You are right that it's ugly to have to weed through the punctuation and the
spacing when checking for words. Not knowing any better, I wrote a routine
to check each word and to ignore it if it's punctuation. It's messy, (and
slow!), but it works. Is there a standard way to ignore punctuation and
spacing? In terms of inflectional endings and such, I combed the internet
for a while and found a cool site with a pretty good set of American English
dictionaries. The one I'm using had just about all the inflectional endings
and past participles I could think of -- and many more. Here is a link in
case anyone else is looking to do something with wordlists in the future...
http://wordlist.sourceforge.net/
Thanks for your help!
--Murphy
Jezebel - 20 Nov 2006 07:34 GMT
One approach to managing your wordlistis to store it in Excel rather than
word.
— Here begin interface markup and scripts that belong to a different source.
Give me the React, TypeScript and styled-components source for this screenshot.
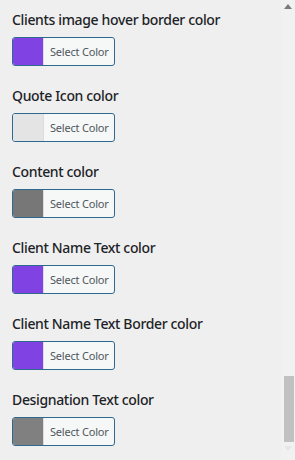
import React from 'react';
import styled, { createGlobalStyle } from 'styled-components';

const GlobalStyle = createGlobalStyle`
  html, body {
    margin: 0;
    padding: 0;
    background: #efefef;
  }
  body {
    font-family: "Noto Sans", "Open Sans", sans-serif;
  }
`;

interface ColorSetting {
  label: string;
  color: string;
}

const settings: ColorSetting[] = [
  { label: 'Clients image hover border color', color: '#8142e4' },
  { label: 'Quote Icon color', color: '#e4e4e4' },
  { label: 'Content color', color: '#777777' },
  { label: 'Client Name Text color', color: '#8142e4' },
  { label: 'Client Name Text Border color', color: '#8142e4' },
  { label: 'Designation Text color', color: '#808080' },
];

function App() {
  return (
    <>
      <GlobalStyle />
      <Frame>
        <Panel>
          {settings.map((s) => (
            <Field key={s.label}>
              <Label>{s.label}</Label>
              <PickerButton type="button">
                <Swatch $color={s.color} />
                <ButtonText>Select Color</ButtonText>
              </PickerButton>
            </Field>
          ))}
        </Panel>
        <ScrollTrack>
          <Arrow viewBox="0 0 8 5">
            <path d="M4 0 L8 5 L0 5 Z" fill="#7a7a7a" />
          </Arrow>
          <TrackSpace />
          <Thumb />
          <Arrow viewBox="0 0 8 5">
            <path d="M4 5 L8 0 L0 0 Z" fill="#e6e6e6" />
          </Arrow>
        </ScrollTrack>
      </Frame>
    </>
  );
}

const Frame = styled.div`
  display: flex;
  width: 295px;
  height: 460px;
  overflow: hidden;
`;

const Panel = styled.div`
  flex: 1;
  display: flex;
  flex-direction: column;
  gap: 20px;
  padding: 10px 0 0 12px;
`;

const Field = styled.div`
  display: flex;
  flex-direction: column;
  align-items: flex-start;
  gap: 7px;
`;

const Label = styled.div`
  font-size: 14px;
  line-height: 20px;
  font-weight: 500;
  letter-spacing: -0.35px;
  color: #1d2327;
`;

const PickerButton = styled.button`
  display: flex;
  align-items: stretch;
  width: 103px;
  height: 29px;
  padding: 0;
  border: 1px solid #2e6a8e;
  border-radius: 3px;
  background: #f6f7f7;
  overflow: hidden;
  cursor: pointer;
`;

const Swatch = styled.span<{ $color: string }>`
  width: 30px;
  background: ${(p) => p.$color};
  border-right: 1px solid #dcdcde;
`;

const ButtonText = styled.span`
  flex: 1;
  display: flex;
  align-items: center;
  padding-left: 6px;
  font-family: "Noto Sans", "Open Sans", sans-serif;
  font-size: 11px;
  letter-spacing: -0.2px;
  color: #50575e;
`;

const ScrollTrack = styled.div`
  width: 14px;
  display: flex;
  flex-direction: column;
  align-items: center;
  background: #f1f1f1;
`;

const Arrow = styled.svg`
  width: 8px;
  height: 5px;
  margin: 4px 0;
`;

const TrackSpace = styled.div`
  height: 363px;
`;

const Thumb = styled.div`
  width: 10px;
  height: 66px;
  margin-left: 2px;
  background: #c1c1c1;
`;

export default App;
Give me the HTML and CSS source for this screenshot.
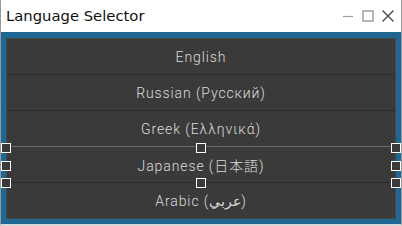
FILE: index.html
```html
<!DOCTYPE html>
<html lang="en">
<head>
  <meta charset="UTF-8" />
  <title>Language Selector</title>
  <link rel="stylesheet" href="styles.css">
</head>
<body>

  <div class="window">

    <div class="titlebar">
      <span class="title">Language Selector</span>
      <div class="controls">
        <!-- minimize -->
        <svg width="12" height="12" viewBox="0 0 12 12">
          <line x1="1" y1="6.5" x2="11" y2="6.5" stroke="#a0a0a0" stroke-width="1.2" />
        </svg>
        <!-- maximize -->
        <svg width="12" height="12" viewBox="0 0 12 12">
          <rect x="1" y="1" width="10" height="10" fill="none" stroke="#a0a0a0" stroke-width="1.5" />
        </svg>
        <!-- close -->
        <svg width="12" height="12" viewBox="0 0 12 12">
          <path d="M 0.5,0.5 L 11.5,11.5 M 11.5,0.5 L 0.5,11.5" stroke="#4a4a4a" stroke-width="1.4" />
        </svg>
      </div>
    </div>

    <div class="frame">
      <div class="list">
        <div class="row">English</div>
        <div class="row">Russian (Русский)</div>
        <div class="row">Greek (Ελληνικά)</div>
        <div class="row selected">
          Japanese (日本語)
          <div class="selection">
            <span class="handle tl"></span>
            <span class="handle tc"></span>
            <span class="handle tr"></span>
            <span class="handle ml"></span>
            <span class="handle mr"></span>
            <span class="handle bl"></span>
            <span class="handle bc"></span>
            <span class="handle br"></span>
          </div>
        </div>
        <div class="row">Arabic (عربي)</div>
      </div>
    </div>

  </div>

</body>
</html>
```

FILE: styles.css
```css
body {
  margin: 0;
  padding: 0;
  background: #fff;
}

.window {
  width: 402px;
  height: 226px;
  box-sizing: border-box;
  border: 1px solid #9a9a9a;
  border-top: none;
  border-bottom: 2px solid #d8d8d8;
  display: flex;
  flex-direction: column;
}

/* ========================== */
/* title bar */
/* ========================== */

.titlebar {
  height: 32px;
  display: flex;
  align-items: center;
  justify-content: space-between;
  padding: 0 7px 0 5px;
  background: #fff;
}

.title {
  font-family: "DejaVu Sans", sans-serif;
  font-size: 14.8px;
  color: #111;
  margin-top: -1px;
}

.controls {
  display: flex;
  gap: 8px;
  align-items: center;
}

/* ========================== */
/* blue frame + list */
/* ========================== */

.frame {
  flex: 1;
  background: #1f6894;
  padding: 6px 5px 5px 5px;
  display: flex;
}

.list {
  flex: 1;
  background: #393939;
  border: 1px solid #474747;
  display: flex;
  flex-direction: column;
}

.row {
  height: 35px;
  display: flex;
  align-items: center;
  justify-content: center;
  font-family: Roboto, "Noto Sans CJK JP", "DejaVu Sans", sans-serif;
  font-size: 14px;
  font-weight: 300;
  letter-spacing: 0.9px;
  color: #dcdcdc;
  background: #3a3a3a;
  border-top: 1px solid #2c2c2c;
}

.row:first-child {
  border-top: none;
}

.row.selected {
  position: relative;
  border-top-color: #6a6a6a;
}

/* ========================== */
/* selection handles */
/* ========================== */

.selection {
  position: absolute;
  top: 1px;
  bottom: -1px;
  left: -1px;
  right: -1px;
  pointer-events: none;
}

.handle {
  position: absolute;
  width: 10px;
  height: 10px;
  box-sizing: border-box;
  border: 1.5px solid #fff;
  background: #3a3a3a;
  transform: translate(-50%, -50%);
}

.tl { left: 0; top: 0; }
.tc { left: 50%; top: 0; }
.tr { left: 100%; top: 0; }
.ml { left: 0; top: 50%; }
.mr { left: 100%; top: 50%; }
.bl { left: 0; top: 100%; }
.bc { left: 50%; top: 100%; }
.br { left: 100%; top: 100%; }
```
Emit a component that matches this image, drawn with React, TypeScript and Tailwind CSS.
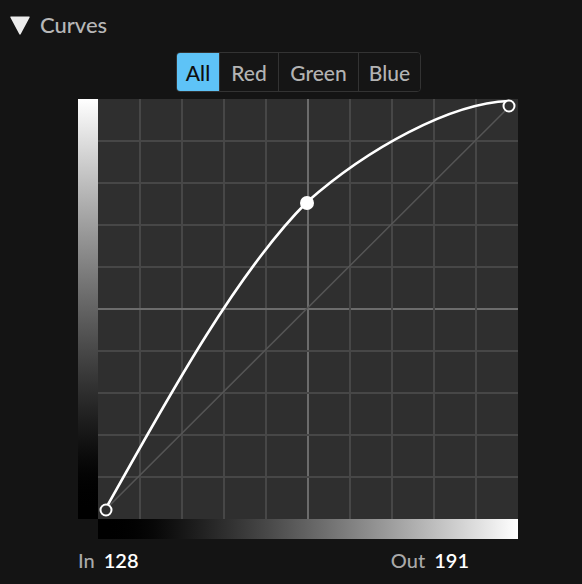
import React from 'react';

const GRID = 420;
const STEP = 42;

const channels = [
  { label: 'All', w: 'w-[42px]' },
  { label: 'Red', w: 'w-[59px]' },
  { label: 'Green', w: 'w-[80px]' },
  { label: 'Blue', w: 'w-[62px]' },
];

// curve points in graph-local coordinates (graph origin at page 98,100)
const ox = 98;
const oy = 100;
const p = (x: number, y: number) => `${x - ox},${y - oy}`;

const curvePath =
  `M${p(105, 511)} C${p(167, 400)} ${p(237, 273)} ${p(307, 203)} ` +
  `C${p(367, 150)} ${p(450, 104)} ${p(509, 102)}`;

const CurveGraph: React.FC = () => {
  const lines = Array.from({ length: 9 }, (_, i) => (i + 1) * STEP);
  return (
    <svg width={GRID} height={GRID} viewBox={`0 0 ${GRID} ${GRID}`} className="block overflow-visible">
      <rect x={0} y={0} width={GRID} height={GRID} fill="#2f2f2f" />
      {lines.map((v, i) => (
        <g key={v}>
          <rect x={v - 1} y={0} width={2} height={GRID} fill={i === 4 ? '#6c6c6c' : '#474747'} />
          <rect x={0} y={v - 1} width={GRID} height={2} fill={i === 4 ? '#6c6c6c' : '#474747'} />
        </g>
      ))}
      <line x1={105 - ox} y1={511 - oy} x2={509 - ox} y2={108 - oy} stroke="#555" strokeWidth={1.5} />
      <path d={curvePath} fill="none" stroke="#fff" strokeWidth={2.6} />
      <circle cx={106 - ox} cy={511 - oy} r={5.5} fill="#2f2f2f" stroke="#fff" strokeWidth={2} />
      <circle cx={509 - ox} cy={107 - oy} r={5.5} fill="#2f2f2f" stroke="#fff" strokeWidth={2} />
      <circle cx={307 - ox} cy={204 - oy} r={7} fill="#fff" />
    </svg>
  );
};

export default function App() {
  const [active, setActive] = React.useState(0);

  return (
    <div className="w-[582px] h-[584px] bg-[#141414] font-['Lato','Open_Sans',sans-serif] select-none">
      <div className="flex items-center h-[52px] pl-[9px] pb-[2px]">
        <svg width="22" height="22" viewBox="0 0 22 22" className="block">
          <path d="M2 2.5 L20 2.5 Q21.2 2.5 20.6 3.6 L11.8 20 Q11 21.3 10.2 20 L1.4 3.6 Q0.8 2.5 2 2.5 Z" fill="#ececec" />
        </svg>
        <span className="ml-[9px] text-[22px] leading-none font-medium text-[#b7b7b7]">Curves</span>
      </div>

      <div className="flex justify-start pl-[176px]">
        <div className="flex h-[40px] rounded-[4px] border border-[#333] overflow-hidden">
          {channels.map((c, i) => (
            <button
              key={c.label}
              onClick={() => setActive(i)}
              className={`${c.w} h-full flex items-center justify-center text-[21px] leading-none font-medium
                ${i > 0 ? 'border-l border-[#333]' : ''}
                ${active === i ? 'bg-[#5ec3f7] text-[#0e0e0e]' : 'bg-[#151515] text-[#b3b3b3]'}`}
            >
              {c.label}
            </button>
          ))}
        </div>
      </div>

      <div className="mt-[7px] pl-[78px]">
        <div className="flex">
          <div className="w-[20px] h-[420px] bg-gradient-to-b from-white to-black" />
          <CurveGraph />
        </div>
        <div className="flex">
          <div className="w-[20px] h-[20px]" />
          <div className="w-[420px] h-[20px] bg-gradient-to-r from-black to-white" />
        </div>
        <div className="flex items-center w-[391px] mt-[11px] text-[20px] leading-none font-medium">
          <span className="text-[#a9a9a9]">In</span>
          <span className="ml-[9px] text-white font-semibold">128</span>
          <span className="ml-auto text-[#a9a9a9]">Out</span>
          <span className="ml-[9px] text-white font-semibold">191</span>
        </div>
      </div>
    </div>
  );
}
Then you can read the Excel vector directly into an array --
Dim pxlApp As Excel.Application
Dim pxlBook As Excel.Workbook
Dim pxlSheet As Excel.Worksheet
Dim pData() As Variant
Set pxlApp = Excel.Application
Set pxlBook = pxlApp.Workbooks.Open(FileName:="c:\...\Book1.xls")
Set pxlSheet = pxlBook.Worksheets("Sheet1")
pData = pxlSheet.Range("A1:A15000")
Note that pData always comes back as a two-dimensional array, even if one of
the dimensions has a range of one (eg in this case, pData(1, 1) to
pData(15000,1).
As for the inflected word forms: you could side-step a lot of the problems
if, instead of taking the words in your document and checking if they are in
your wordlist, you do it the other way round: iterate your wordlist, and
check if they are in the document. Then, in many (but obviously not all)
cases, you need only look for word stems.
Eg, if the various forms of 'redundant' are proscribed, searching for
'redund' will get a match on 'redunant', 'redundancy', 'redundancies', etc.
It might also be worth looking at some of the work that's been done on text
tagging and text mining (eg see
http://itre.cis.upenn.edu/~myl/languagelog/archives/003753.html and the
links therein). Academics are often very generous with their software; so
you might find that this task has already been dealt with.
> Hey, Jezebel, you're awesome! Thanks for the speedy reply, and the nifty
> solution. The search is easily a hundred times faster just from
[quoted text clipped - 27 lines]
> Thanks for your help!
> --Murphy